To me, the most imporant part is the retraining aspect as job losses are increasing and people need to get into sectors that have better job stability. I think eventually, Canada has to move its manufacturing out and replace with more stable, long-term jobs and this is done through accessible education and training.

Anyway, I thought the budget was going to be a modest one, with a slight deficit, and with a spoiler to have the Liberals vote it down and likely force an election which Harper could win a majority. But it appears newly anointed (read: 'not party elected') Liberal Leader, Michael Ignatieff, will probably have his caucus support it, basically killing the coalition. Aw darn.

However, with regard to deficit spending rumoured up to 30 billion, I have this to say (which I've been saying for years)...

If there are direct income tax cuts in this budget, then I could care less what the deficit is. Canadians have their own bills to pay and have been cutting their own expenses, using credit cards, getting loans for decades to get by. I'm mostly talking about low to middle income folks here who are taxed to the gills.

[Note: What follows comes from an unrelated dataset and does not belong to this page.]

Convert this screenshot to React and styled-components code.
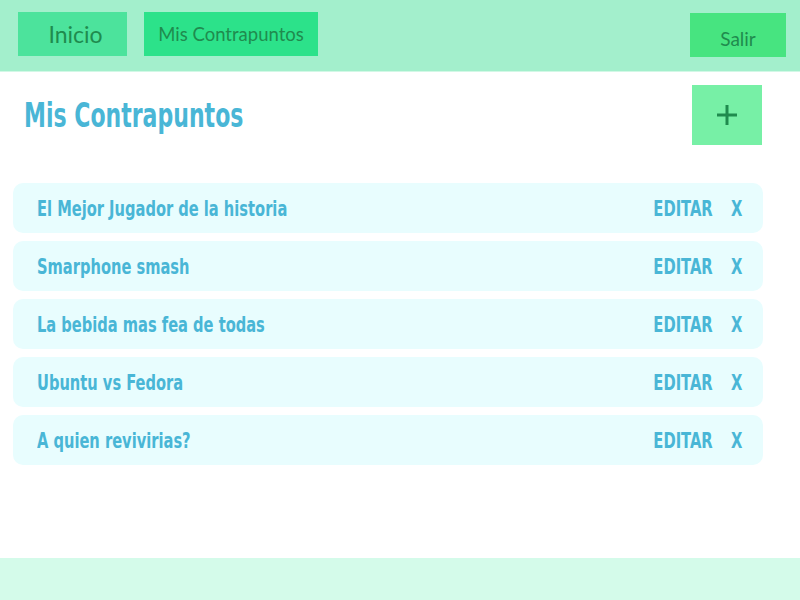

And if the gov't wants to get out of deficit, they'll have no choice but to sell off useless 'assets' like empty buildings, cut waste and improve departmental efficiencies.

This is really too bad as it appears they'll be deficits for the next several years, completely negating the paying down of debt and freeing up money from debt interest payments, which still makes up the largest piece of the budgetary pie.

Unfortunately, because Canada's gov't is one of the biggest in the world per capita, even ever since we've been in the black for the past 12 years, they only got to pay about a third of the debt down, because they were still increasing spending, although their tax revenues shot up.

So I'm glad both Harper and Ignatieff agree on tax cuts. In fact, they seem to be agreeing on a lot of things, including deficit spending.